__Task details__
Which lines hold the word "this"? Show each of them.

__Information provided__
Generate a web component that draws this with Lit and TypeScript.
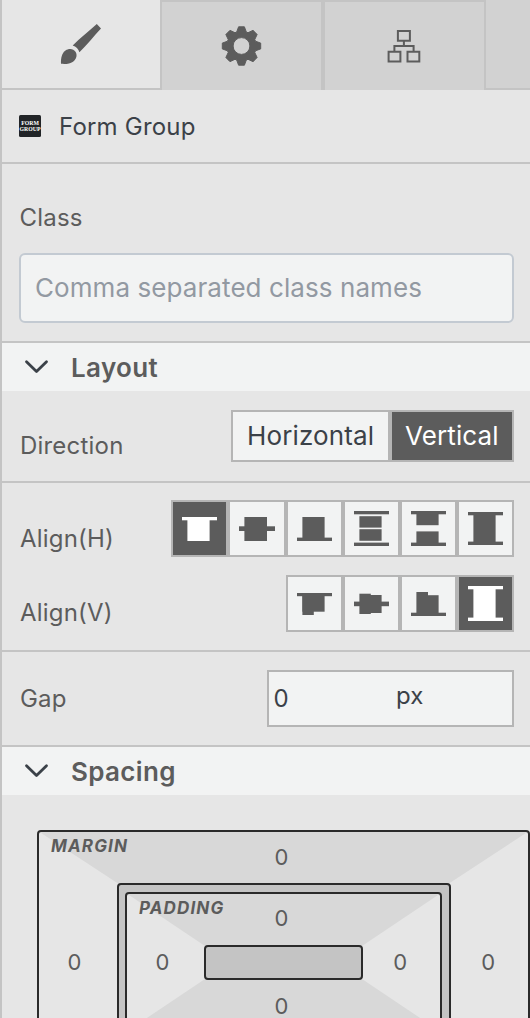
import { LitElement, html, svg, css } from "lit";
import { customElement, property } from "lit/decorators.js";

type Box = [number, number, number, number];

// Each glyph is a list of [x1, y1, x2, y2] blocks inside a 57px cell.
const ALIGN_H: Box[][] = [
  [[11, 17, 46, 20.3], [16.4, 17, 38.6, 41]],
  [[11, 26.3, 47, 31], [16.4, 17, 39, 41]],
  [[16.4, 17, 38.6, 41], [11, 37.6, 46, 41]],
  [[11, 11, 46, 14.3], [16.4, 16.2, 38.6, 27.6], [16.4, 29.2, 38.6, 40.8], [11, 42.6, 46, 46]],
  [[11, 11, 46, 14.3], [16.4, 12, 38.6, 25.2], [16.4, 31.4, 38.6, 44], [11, 42.6, 46, 46]],
  [[11, 12, 46, 15.3], [16.4, 13, 38.6, 43], [11, 41.6, 46, 45]],
];
const ALIGN_V: Box[][] = [
  [[11, 18, 46, 21.2], [16.4, 18, 38.6, 36.7], [16.4, 18, 27.8, 40]],
  [[11, 26.6, 46, 31.2], [16.4, 18.7, 27.8, 39], [27, 20, 38.6, 38]],
  [[16.4, 17, 28, 40], [27, 20.2, 38.6, 40], [11, 37.7, 46, 41]],
  [[11, 11, 46, 14.3], [16.4, 12, 38.6, 45], [11, 42.6, 46, 46]],
];

const gearPath = (() => {
  const rot = (x: number, y: number, a: number) =>
    `${(x * Math.cos(a) - y * Math.sin(a)).toFixed(2)} ${(x * Math.sin(a) + y * Math.cos(a)).toFixed(2)}`;
  const pts: string[] = [];
  for (let i = 0; i < 8; i++) {
    const a = (i * Math.PI) / 4;
    pts.push(rot(-4.8, -14, a), rot(-2.9, -19.2, a), rot(2.9, -19.2, a), rot(4.8, -14, a));
  }
  return `M${pts.join("L")}ZM8.4 0A8.4 8.4 0 1 0 -8.4 0A8.4 8.4 0 1 0 8.4 0Z`;
})();

@customElement("align-group")
class AlignGroup extends LitElement {
  @property({ attribute: false }) icons: Box[][] = [];
  @property({ type: Number }) active = 0;

  static styles = css`
    :host { display: flex; }
    .cell { box-sizing: border-box; width: 57px; height: 57px; border: 2px solid #b5b5b5; background: #f2f3f3; color: #5c5c5c; }
    .cell.wide { width: 58px; }
    .cell.on { background: #5c5c5c; color: #fff; }
    .glyph { display: block; margin: -2px; fill: currentColor; }
  `;

  render() {
    return this.icons.map(
      (boxes, i) => html`<div class="cell ${i === this.active ? "on" : ""} ${this.icons.length === 6 && i === 1 ? "wide" : ""}">
        <svg class="glyph" width="57" height="57">
          ${boxes.map(([a, b, c, d]) => svg`<rect x=${a} y=${b} width=${c - a} height=${d - b}></rect>`)}
        </svg>
      </div>`
    );
  }
}

@customElement("app-root")
class AppRoot extends LitElement {
  static styles = css`
    :host {
      display: block; box-sizing: border-box; height: 1018px; overflow: hidden;
      border-left: 2px solid #c4c4c4; background: #e6e6e6; color: #5c5c5c;
      font-family: Inter, sans-serif; font-size: 24px; line-height: 30px; letter-spacing: 0.2px;
    }
    .tabs { display: flex; height: 90px; }
    .tab { box-sizing: border-box; height: 90px; background: #d2d2d2; border: 0 solid #c4c4c4; }
    .brush { width: 160px; background: #e6e6e6; border-right-width: 2px; border-bottom-width: 2px; }
    .gear { width: 161px; border-top-width: 2px; border-right-width: 2px; }
    .tree { width: 163px; border-top-width: 2px; border-right-width: 2px; border-left-width: 2px; }
    .rest { flex: 1; border-bottom-width: 2px; }
    .tab svg { display: block; }
    .row { box-sizing: border-box; display: flex; justify-content: space-between; border-bottom: 2px solid #c4c4c4; padding: 0 16px 0 18px; }
    .title { height: 74px; justify-content: flex-start; gap: 18px; padding: 25px 17px 0; color: #3b4148; line-height: 24px; }
    .badge { width: 22px; height: 22px; border-radius: 1.5px; background: #212427; color: #fff; font: bold 5.8px/6px "Liberation Serif", serif; letter-spacing: 0; text-align: center; padding-top: 5px; box-sizing: border-box; }
    .class { height: 179px; flex-direction: column; justify-content: flex-start; gap: 20px; padding: 39px 16px 0 17px; }
    .class .label { padding-left: 0.5px; }
    .input { box-sizing: border-box; height: 70px; border: 2px solid #c3cad2; border-radius: 6px; background: #f2f3f3; color: #9299a2; font-size: 26px; letter-spacing: 0.08px; padding: 18px 14px; }
    .head { display: flex; align-items: center; gap: 21px; height: 48px; padding-left: 22px; background: #f2f3f3; font-weight: 600; font-size: 26px; letter-spacing: 0.35px; }
    .head .name { padding-top: 2px; }
    .chev { display: block; fill: none; stroke: #3b4148; stroke-width: 2.8; stroke-linecap: round; stroke-linejoin: round; }
    .direction { height: 92px; padding-top: 19px; }
    .direction .label { padding-top: 21px; }
    .toggle { display: flex; height: 52px; font-size: 26px; letter-spacing: 0.12px; color: #3b4148; }
    .opt { box-sizing: border-box; border: 2px solid #b5b5b5; background: #f2f3f3; padding: 9px 0 0 14px; width: 159px; }
    .opt.on { background: #5c5c5c; color: #fff; width: 124px; padding-left: 13px; }
    .aligns { height: 169px; flex-direction: column; justify-content: flex-start; gap: 18px; padding-top: 17px; }
    .line { display: flex; justify-content: space-between; height: 57px; }
    .line .label { padding-top: 24px; }
    .line.v .label { padding-top: 23px; }
    .gap { height: 95px; padding-top: 18px; }
    .gap .label { padding-top: 14px; }
    .size { box-sizing: border-box; display: flex; width: 247px; height: 57px; border: 2px solid #b5b5b5; background: #f2f3f3; color: #3b4148; padding: 12px 0 0 5px; }
    .size .num { width: 122.5px; margin-left: -0.5px; }
    .size .unit { margin-top: -3px; }
    .box { display: block; margin: 35px 0 0 35px; letter-spacing: 0; }
    .n { font-size: 22px; fill: #5c5c5c; text-anchor: middle; }
    .t { font-size: 17px; font-weight: 700; font-style: italic; fill: #5c5c5c; letter-spacing: 1.15px; }
    .edge { fill: none; stroke: #2a2a2a; stroke-width: 2; }
  `;

  chevron() {
    return html`<svg class="chev" width="26" height="20"><path d="M2.500 4.800L12.500 14.600L22.500 4.800"></path></svg>`;
  }

  render() {
    return html`
      <div class="tabs">
        <div class="tab brush">
          <svg width="158" height="88" fill="#5c5c5c">
            <path d="M94.8 24L99 28.4C92 36 85 44.500 77.400 52.300C76.500 49 74 46.600 70.700 45.500C78.500 37.500 87 31 94.800 24Z"></path>
            <path d="M59 63.800C58.600 58 60 53 63.500 50.500C67 48 71.500 48.600 73.700 52C75.500 55 74.400 59.200 71 61.700C68 63.900 63.500 64.200 59 63.800Z"></path>
          </svg>
        </div>
        <div class="tab gear">
          <svg width="159" height="88" fill="#5c5c5c">
            <path transform="translate(79.500 44)" d=${gearPath} fill-rule="evenodd" stroke="#5c5c5c" stroke-width="1" stroke-linejoin="round"></path>
          </svg>
        </div>
        <div class="tab tree">
          <svg width="159" height="88" fill="none" stroke="#5c5c5c" stroke-width="2">
            <path d="M72.900 28.900H84.900V38.700H72.900ZM78.900 38.700V44M69.400 49.500V43.900H88.600V49.500M63.600 49.800H75.400V59.500H63.600ZM82.500 49.800H94.300V59.500H82.500Z"></path>
          </svg>
        </div>
        <div class="tab rest"></div>
      </div>
      <div class="row title"><div class="badge">FORM<br />GROUP</div><span>Form Group</span></div>
      <div class="row class">
        <div class="label">Class</div>
        <div class="input">Comma separated class names</div>
      </div>
      <div class="head">${this.chevron()}<span class="name">Layout</span></div>
      <div class="row direction">
        <div class="label">Direction</div>
        <div class="toggle"><div class="opt">Horizontal</div><div class="opt on">Vertical</div></div>
      </div>
      <div class="row aligns">
        <div class="line"><div class="label">Align(H)</div><align-group .icons=${ALIGN_H} .active=${0}></align-group></div>
        <div class="line v"><div class="label">Align(V)</div><align-group .icons=${ALIGN_V} .active=${3}></align-group></div>
      </div>
      <div class="row gap">
        <div class="label">Gap</div>
        <div class="size"><span class="num">0</span><span class="unit">px</span></div>
      </div>
      <div class="head">${this.chevron()}<span class="name">Spacing</span></div>
      <svg class="box" width="493" height="265" viewBox="37 830 493 265">
        <rect x="38" y="831" width="491" height="263" rx="3" fill="#e6e6e6"></rect>
        <path d="M38 831H529L283.500 992ZM38 1094H529L283.500 932Z" fill="#d8d8d8"></path>
        <rect class="edge" x="38" y="831" width="491" height="263" rx="3"></rect>
        <rect x="118" y="884" width="332" height="157" rx="3" fill="#c4c4c4"></rect>
        <rect x="126" y="893" width="315" height="139" rx="3" fill="#e6e6e6"></rect>
        <path d="M126 893H441L362 946H205ZM126 1032H441L362 979H205Z" fill="#d8d8d8"></path>
        <rect class="edge" x="118" y="884" width="332" height="157" rx="3"></rect>
        <rect class="edge" x="126" y="893" width="315" height="139" rx="3"></rect>
        <rect class="edge" x="205" y="946" width="157" height="33" rx="3" style="fill:#c4c4c4"></rect>
        <text class="t" x="51" y="852">MARGIN</text>
        <text class="t" x="139" y="914">PADDING</text>
        <text class="n" x="281.500" y="865">0</text>
        <text class="n" x="281.500" y="926">0</text>
        <text class="n" x="281.500" y="1014">0</text>
        <text class="n" x="74.500" y="970">0</text>
        <text class="n" x="162.500" y="970">0</text>
        <text class="n" x="400.300" y="970">0</text>
        <text class="n" x="488.300" y="970">0</text>
      </svg>
    `;
  }
}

__Answer below__
Generate a web component that draws this with Lit and TypeScript.
    return this.icons.map(
      (boxes, i) => html`<div class="cell ${i === this.active ? "on" : ""} ${this.icons.length === 6 && i === 1 ? "wide" : ""}">
      <div class="head">${this.chevron()}<span class="name">Layout</span></div>
      <div class="head">${this.chevron()}<span class="name">Spacing</span></div>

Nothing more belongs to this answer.